We were without power all day. I noticed it first in the wee hours of the morning, when Scout scuffled into our room because she was cold, and it continued through a dark breakfast huddled around candles with me smiling in thanks that I happened to have made a batch of Gingersnap muffins the day before. I kept thinking it would soon be over, the lights all snapping back on and water running again, as it often does when these outages occur-- planned and somewhat short as they usually are. 

But today was different, a mistake apparently, and so the powerlessness dragged on... into the afternoon, as dishes piled up without a rinse and the laundry waited patiently, the house turning a bit more frigid than normal without the air conditioning units to take the chill off. In the late afternoon, when it appeared there may not be a near and present end, I started to fret a little about all the meat sitting in the now thawing freezer, and the milk and perishables hanging out in an increasingly not so cold refrigerator. The toilets would need flushing soon. We licked the sticky rice residue off Scout's fingers. I found a few more blankets and we cuddled and took turns singing versions of Hark the Herald as we waited for the boys to return home.


And then, just as we all bundled up and left for an evening of dinner out and a shop for warmer coats and shoes, we got a call that the power was finally back on. To do without electricity is a small inconvenience really, and you know that even as you are walking through it, the centuries of people who have lived without power playing through your mind, telling you it shouldn't set you back as much as it does.

Thinking back over it, as little as we accomplished today in the way of cleaning or emails, or preparing food for the family, I am thankful for how little it really ruffled me. Towards the end of the day I was surely starting to wonder if we would have to find temporary shelter in a friends house for no other reason than plumbing purposes, but overall I didn't reach the level of frustration that I can often succumb to. I sat a little more. I read some things that fed and encouraged me. I nearly finished the second in a pair of fingerless gloves. My girl sat on my lap for a whole half an hour... though she tries to do that all day long when she's not running up and down the walls. I watched my three sit and read together in the flickering candlelight, knowing for certain they would all need glasses as a result of it, but cherishing the moment just the same.

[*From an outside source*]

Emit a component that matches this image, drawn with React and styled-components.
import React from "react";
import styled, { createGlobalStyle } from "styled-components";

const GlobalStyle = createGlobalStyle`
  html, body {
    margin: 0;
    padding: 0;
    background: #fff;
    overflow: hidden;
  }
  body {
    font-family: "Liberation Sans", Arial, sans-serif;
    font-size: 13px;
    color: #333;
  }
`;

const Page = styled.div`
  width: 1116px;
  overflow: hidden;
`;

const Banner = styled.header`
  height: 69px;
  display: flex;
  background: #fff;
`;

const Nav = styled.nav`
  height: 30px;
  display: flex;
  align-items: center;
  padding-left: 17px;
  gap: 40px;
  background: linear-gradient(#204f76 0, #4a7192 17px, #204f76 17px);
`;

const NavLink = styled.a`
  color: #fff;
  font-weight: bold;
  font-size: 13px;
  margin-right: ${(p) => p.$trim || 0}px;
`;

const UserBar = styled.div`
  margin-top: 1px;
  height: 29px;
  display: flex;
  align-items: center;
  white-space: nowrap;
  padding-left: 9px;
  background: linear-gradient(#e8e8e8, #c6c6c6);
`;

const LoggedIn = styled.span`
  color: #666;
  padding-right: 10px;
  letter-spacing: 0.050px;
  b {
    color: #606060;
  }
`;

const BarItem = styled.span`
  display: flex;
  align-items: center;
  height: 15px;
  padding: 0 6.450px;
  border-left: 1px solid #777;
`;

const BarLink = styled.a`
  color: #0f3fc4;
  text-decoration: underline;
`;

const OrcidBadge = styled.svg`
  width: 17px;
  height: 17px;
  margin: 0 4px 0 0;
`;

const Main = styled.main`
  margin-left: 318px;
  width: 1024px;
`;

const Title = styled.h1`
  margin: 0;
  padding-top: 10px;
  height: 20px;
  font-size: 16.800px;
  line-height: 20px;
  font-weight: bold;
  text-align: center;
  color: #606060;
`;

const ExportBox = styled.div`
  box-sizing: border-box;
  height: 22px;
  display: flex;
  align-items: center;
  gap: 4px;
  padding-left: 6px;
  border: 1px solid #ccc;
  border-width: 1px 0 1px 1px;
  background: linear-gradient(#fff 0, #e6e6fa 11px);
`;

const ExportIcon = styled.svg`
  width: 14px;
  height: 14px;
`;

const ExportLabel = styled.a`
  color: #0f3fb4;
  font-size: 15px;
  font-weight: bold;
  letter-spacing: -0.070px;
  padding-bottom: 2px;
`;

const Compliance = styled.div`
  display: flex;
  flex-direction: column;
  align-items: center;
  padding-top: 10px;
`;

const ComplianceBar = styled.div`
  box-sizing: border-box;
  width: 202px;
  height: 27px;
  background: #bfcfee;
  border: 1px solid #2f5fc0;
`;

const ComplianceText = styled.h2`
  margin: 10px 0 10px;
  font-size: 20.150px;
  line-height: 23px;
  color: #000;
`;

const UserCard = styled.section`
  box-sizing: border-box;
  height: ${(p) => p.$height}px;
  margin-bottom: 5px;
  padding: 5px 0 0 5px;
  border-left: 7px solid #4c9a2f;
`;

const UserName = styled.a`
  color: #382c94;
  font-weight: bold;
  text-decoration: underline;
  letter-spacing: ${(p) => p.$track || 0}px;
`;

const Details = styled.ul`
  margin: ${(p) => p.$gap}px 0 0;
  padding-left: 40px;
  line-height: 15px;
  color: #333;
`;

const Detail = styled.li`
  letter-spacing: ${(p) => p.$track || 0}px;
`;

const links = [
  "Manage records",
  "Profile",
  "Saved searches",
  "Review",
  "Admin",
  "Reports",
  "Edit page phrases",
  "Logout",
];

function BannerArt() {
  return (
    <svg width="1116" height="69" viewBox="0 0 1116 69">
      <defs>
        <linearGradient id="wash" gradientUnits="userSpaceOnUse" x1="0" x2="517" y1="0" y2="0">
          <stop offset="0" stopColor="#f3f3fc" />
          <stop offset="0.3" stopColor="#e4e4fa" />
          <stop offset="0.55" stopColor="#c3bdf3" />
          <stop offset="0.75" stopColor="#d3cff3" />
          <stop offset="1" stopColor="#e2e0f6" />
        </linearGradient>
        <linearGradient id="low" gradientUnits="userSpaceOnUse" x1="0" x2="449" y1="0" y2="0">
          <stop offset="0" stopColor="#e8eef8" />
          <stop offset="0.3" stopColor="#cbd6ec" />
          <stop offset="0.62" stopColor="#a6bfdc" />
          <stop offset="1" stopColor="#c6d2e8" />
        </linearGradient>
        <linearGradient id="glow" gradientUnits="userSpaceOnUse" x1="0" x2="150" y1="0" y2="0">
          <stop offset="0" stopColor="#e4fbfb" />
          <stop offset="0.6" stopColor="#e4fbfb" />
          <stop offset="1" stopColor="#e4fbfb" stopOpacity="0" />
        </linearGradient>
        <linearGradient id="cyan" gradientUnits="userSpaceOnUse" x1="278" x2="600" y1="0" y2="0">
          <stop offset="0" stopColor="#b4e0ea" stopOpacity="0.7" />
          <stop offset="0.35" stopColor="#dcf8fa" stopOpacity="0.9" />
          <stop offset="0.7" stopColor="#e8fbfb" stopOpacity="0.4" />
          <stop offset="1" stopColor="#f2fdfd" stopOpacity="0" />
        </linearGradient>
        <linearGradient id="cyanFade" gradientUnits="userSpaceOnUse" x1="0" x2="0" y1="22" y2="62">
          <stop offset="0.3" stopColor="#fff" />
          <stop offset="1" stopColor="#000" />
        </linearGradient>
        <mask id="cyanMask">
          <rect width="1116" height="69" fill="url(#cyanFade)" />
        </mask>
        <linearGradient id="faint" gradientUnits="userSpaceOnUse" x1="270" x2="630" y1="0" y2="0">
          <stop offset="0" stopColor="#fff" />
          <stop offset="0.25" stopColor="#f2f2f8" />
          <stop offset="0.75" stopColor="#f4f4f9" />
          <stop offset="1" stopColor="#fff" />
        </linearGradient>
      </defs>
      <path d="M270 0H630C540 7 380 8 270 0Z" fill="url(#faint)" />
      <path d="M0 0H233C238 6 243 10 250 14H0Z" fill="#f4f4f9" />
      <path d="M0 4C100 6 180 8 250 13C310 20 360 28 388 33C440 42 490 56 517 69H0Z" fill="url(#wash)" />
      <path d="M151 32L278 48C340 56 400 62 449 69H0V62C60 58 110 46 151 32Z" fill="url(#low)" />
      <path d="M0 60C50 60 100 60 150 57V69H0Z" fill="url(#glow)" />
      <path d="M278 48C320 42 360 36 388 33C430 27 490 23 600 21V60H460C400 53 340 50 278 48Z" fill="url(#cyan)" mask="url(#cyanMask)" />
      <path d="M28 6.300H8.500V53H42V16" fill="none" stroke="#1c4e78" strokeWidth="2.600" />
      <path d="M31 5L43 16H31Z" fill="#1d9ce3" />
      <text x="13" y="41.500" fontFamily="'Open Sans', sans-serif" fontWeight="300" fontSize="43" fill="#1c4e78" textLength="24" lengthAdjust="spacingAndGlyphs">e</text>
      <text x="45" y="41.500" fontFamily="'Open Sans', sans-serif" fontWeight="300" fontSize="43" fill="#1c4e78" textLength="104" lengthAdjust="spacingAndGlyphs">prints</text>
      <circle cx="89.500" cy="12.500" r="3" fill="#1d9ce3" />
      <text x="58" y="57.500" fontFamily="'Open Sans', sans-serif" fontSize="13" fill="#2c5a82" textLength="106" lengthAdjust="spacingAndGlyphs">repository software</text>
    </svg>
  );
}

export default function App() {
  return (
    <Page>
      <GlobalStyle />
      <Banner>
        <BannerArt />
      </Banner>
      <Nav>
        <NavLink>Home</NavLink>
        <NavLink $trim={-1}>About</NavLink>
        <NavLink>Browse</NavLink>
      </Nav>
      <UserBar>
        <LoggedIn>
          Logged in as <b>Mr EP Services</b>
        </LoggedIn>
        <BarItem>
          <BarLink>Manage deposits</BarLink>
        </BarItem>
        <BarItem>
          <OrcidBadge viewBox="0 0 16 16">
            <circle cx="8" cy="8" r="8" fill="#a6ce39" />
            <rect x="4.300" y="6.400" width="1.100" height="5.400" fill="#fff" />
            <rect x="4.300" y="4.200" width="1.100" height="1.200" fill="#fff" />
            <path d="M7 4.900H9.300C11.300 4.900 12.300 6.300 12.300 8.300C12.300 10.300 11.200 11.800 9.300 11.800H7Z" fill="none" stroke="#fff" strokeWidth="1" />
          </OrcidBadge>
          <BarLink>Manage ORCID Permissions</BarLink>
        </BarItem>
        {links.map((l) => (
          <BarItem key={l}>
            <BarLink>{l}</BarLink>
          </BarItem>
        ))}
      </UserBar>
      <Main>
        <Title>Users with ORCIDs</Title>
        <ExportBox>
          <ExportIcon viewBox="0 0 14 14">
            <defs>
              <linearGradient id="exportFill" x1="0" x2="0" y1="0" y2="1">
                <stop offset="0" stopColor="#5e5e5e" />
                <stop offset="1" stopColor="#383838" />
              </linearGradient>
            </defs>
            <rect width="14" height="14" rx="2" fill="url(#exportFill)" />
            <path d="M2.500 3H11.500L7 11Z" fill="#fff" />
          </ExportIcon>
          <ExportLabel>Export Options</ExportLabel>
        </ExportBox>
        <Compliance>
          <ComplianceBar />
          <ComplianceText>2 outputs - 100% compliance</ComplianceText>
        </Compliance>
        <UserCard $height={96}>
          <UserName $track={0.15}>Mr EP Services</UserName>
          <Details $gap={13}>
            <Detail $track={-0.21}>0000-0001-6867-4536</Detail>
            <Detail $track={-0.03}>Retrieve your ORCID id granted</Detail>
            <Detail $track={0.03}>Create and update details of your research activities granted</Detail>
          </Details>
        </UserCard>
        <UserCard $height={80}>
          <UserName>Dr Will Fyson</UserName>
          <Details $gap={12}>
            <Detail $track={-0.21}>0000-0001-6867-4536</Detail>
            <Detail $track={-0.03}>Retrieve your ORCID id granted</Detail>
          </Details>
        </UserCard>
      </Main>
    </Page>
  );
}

And without trying to overdo it, I couldn't help but think of the irony, that as I sat power-less all day long, I had read all through the day of how the powerless are just the kind of people God visits.

"No powerful person dares to approach the manger... for this is where thrones shake, the mighty fall, the prominent perish, because God is with the lowly. Here the rich come to nothing, because God is with the poor and hungry, but the rich and satisfied he sends away empty. Before Mary, the maid, before the manger of Christ, before God in lowliness, the powerful come to naught."

And Mary said,
"My soul magnifies the Lord,
and my spirit rejoices in God my Savior,
for he has looked with favor on the lowliness of his servant...
His mercy is for those who fear him
from generation to generation.
He has shown strength with his arm;
he has scattered the proud int he thoughts of their hearts.
He has brought down the powerful from their thrones,
and lifted up the lowly..."
~Luke 1:46-55

The theme for this second week of Advent is "How Long, O Lord?" which is a move away from the hopeful forward look of last week's "Come, Lord Jesus!" And it is right that we lament, looking at the world around us. 

"Around us we see greed and drivenness. In the news during these days of "peace on earth, good will to all," the ironies abound: war, poverty, violence, political machinations and disease. Our own vulnerabilities and temptations are heightened as well: loneliness, depression, addiction, materialism. So we groan within ourselves, "How long, O Lord, is life going to be like this? Even as we cry out we remember that evil in the world- and in us- merits God's judgment. His coming will bring fearsome but welcome justice [note: a great talk on judgment and our need for it in an appropriate and well thought out manner by Tim Keller can be found here and here]. But also glory, a glory greater than our current suffering. So we lament the darkness in the world, the sin in ourselves and the judgment that will fall. But we do not succumb to despair. Ours is a hopeful lament as we prepare for the glory to be revealed."
~Bobby Gross from Living the Christian Year: Time to Inhabit the Story of God (chapter on Advent: Week Two)

Yes well, that is what I was thinking on today as the literal, physical, and philosophical world around me was going on and on about powerlessness. Now all is back to normal so tomorrow I will bake cookies and bread and write about Santa Claus and Jingle Bells... but not really.